BEGIN Source records
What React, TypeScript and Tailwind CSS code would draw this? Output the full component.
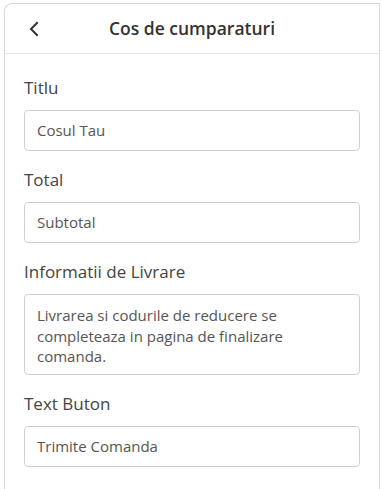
import React from "react";

const font = { fontFamily: '"Open Sans", sans-serif' };

function Field({ label, value }: { label: string; value: string }) {
  return (
    <div className="flex flex-col">
      <div className="text-[17px] leading-[24px] text-[#444444] mb-[10px]">{label}</div>
      <div className="h-[41px] border border-[#cfcfcf] rounded-[4px] px-[12px] flex items-center text-[15px] text-[#555555]">
        {value}
      </div>
    </div>
  );
}

export default function App() {
  return (
    <div className="w-[382px] h-[489px] bg-white overflow-hidden pt-[3px] pl-[4px] pr-[2px]" style={font}>
      <div className="h-[490px] border-l border-t border-r border-[#d9d9d9] rounded-tl-[8px] bg-white">
        <div className="h-[50px] border-b border-[#e3e3e3] flex items-center relative">
          <svg className="absolute left-[22px] top-[17px]" width="14" height="16" viewBox="0 0 14 16" fill="none">
            <path d="M10 2 L4 8 L10 14" stroke="#333" strokeWidth="2" strokeLinecap="square" />
          </svg>
          <div className="flex-1 text-center text-[17.5px] font-semibold text-[#333333]">Cos de cumparaturi</div>
        </div>
        <div className="px-[19px] pt-[22px] flex flex-col gap-[17px]">
          <Field label="Titlu" value="Cosul Tau" />
          <Field label="Total" value="Subtotal" />
          <div className="flex flex-col">
            <div className="text-[17px] leading-[24px] text-[#444444] mb-[10px]">Informatii de Livrare</div>
            <div className="h-[81px] border border-[#cfcfcf] rounded-[4px] px-[12px] py-[10px] text-[15px] leading-[20.5px] text-[#555555]">
              Livrarea si codurile de reducere se completeaza in pagina de finalizare comanda.
            </div>
          </div>
          <Field label="Text Buton" value="Trimite Comanda" />
        </div>
      </div>
    </div>
  );
}
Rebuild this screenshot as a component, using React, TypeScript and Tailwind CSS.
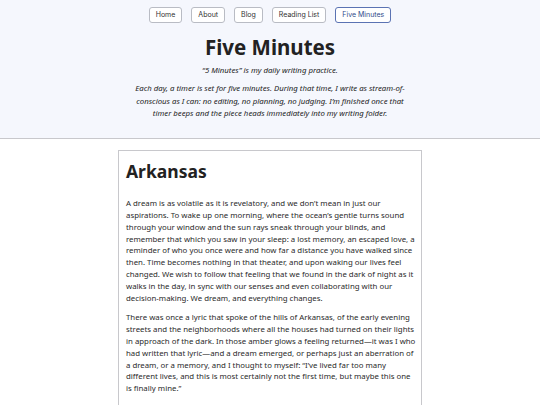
import React from 'react';

const links = ['Home', 'About', 'Blog', 'Reading List', 'Five Minutes'];

export default function App() {
  return (
    <div className="min-h-screen bg-white text-[#222] font-['Noto_Sans',sans-serif]">
      <header className="bg-[#f5f7fd] border-b border-[#c8c8cc] pb-[18px]">
        <nav className="flex justify-center gap-[9px] pt-[7px]">
          {links.map((l) => (
            <a
              key={l}
              className={`h-[16px] px-[6px] flex items-center rounded-[3px] border text-[7px] font-['Inter',sans-serif] bg-white ${
                l === 'Five Minutes' ? 'border-[#5b73b3] text-[#2f4a8a]' : 'border-[#b9bcc4] text-[#333]'
              }`}
            >
              {l}
            </a>
          ))}
        </nav>
        <h1 className="text-center text-[20.5px] font-bold leading-none mt-[14px]">Five Minutes</h1>
        <p className="text-center italic text-[7.8px] mt-[7px]">“5 Minutes” is my daily writing practice.</p>
        <p className="text-center italic text-[7.8px] leading-[12.5px] mx-auto w-[280px] mt-[6px]">
          Each day, a timer is set for five minutes. During that time, I write as stream-of-conscious as I can: no
          editing, no planning, no judging. I’m finished once that timer beeps and the piece heads immediately into my
          writing folder.
        </p>
      </header>
      <main className="pt-[11px]">
        <article className="mx-auto w-[304px] bg-white border border-[#c8c8cc] pl-[7px] pr-[3px] pt-[12px] pb-4">
          <h2 className="text-[17.5px] font-bold leading-none">Arkansas</h2>
          <div className="text-[7.83px] leading-[11.8px] text-[#2a2a2a] mt-[18px] space-y-[8px]">
            <p>
              A dream is as volatile as it is revelatory, and we don’t mean in just our aspirations. To wake up one
              morning, where the ocean’s gentle turns sound through your window and the sun rays sneak through your
              blinds, and remember that which you saw in your sleep: a lost memory, an escaped love, a reminder of who
              you once were and how far a distance you have walked since then. Time becomes nothing in that theater,
              and upon waking our lives feel changed. We wish to follow that feeling that we found in the dark of night
              as it walks in the day, in sync with our senses and even collaborating with our decision-making. We
              dream, and everything changes.
            </p>
            <p>
              There was once a lyric that spoke of the hills of Arkansas, of the early evening streets and the
              neighborhoods where all the houses had turned on their lights in approach of the dark. In those amber
              glows a feeling returned—it was I who had written that lyric—and a dream emerged, or perhaps just an
              aberration of a dream, or a memory, and I thought to myself: “I’ve lived far too many different lives,
              and this is most certainly not the first time, but maybe this one is finally mine.”
            </p>
          </div>
        </article>
      </main>
    </div>
  );
}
END Source records
### Aim of the exercise
From the line with "Rebuild this screenshot" to the line with "const links = ['Home', 'About', 'Blog', 'Reading", set down those lines word for word and only those, counting both ends. Pictures stay out of the copy.

### Written solution
Rebuild this screenshot as a component, using React, TypeScript and Tailwind CSS.
import React from 'react';

const links = ['Home', 'About', 'Blog', 'Reading List', 'Five Minutes'];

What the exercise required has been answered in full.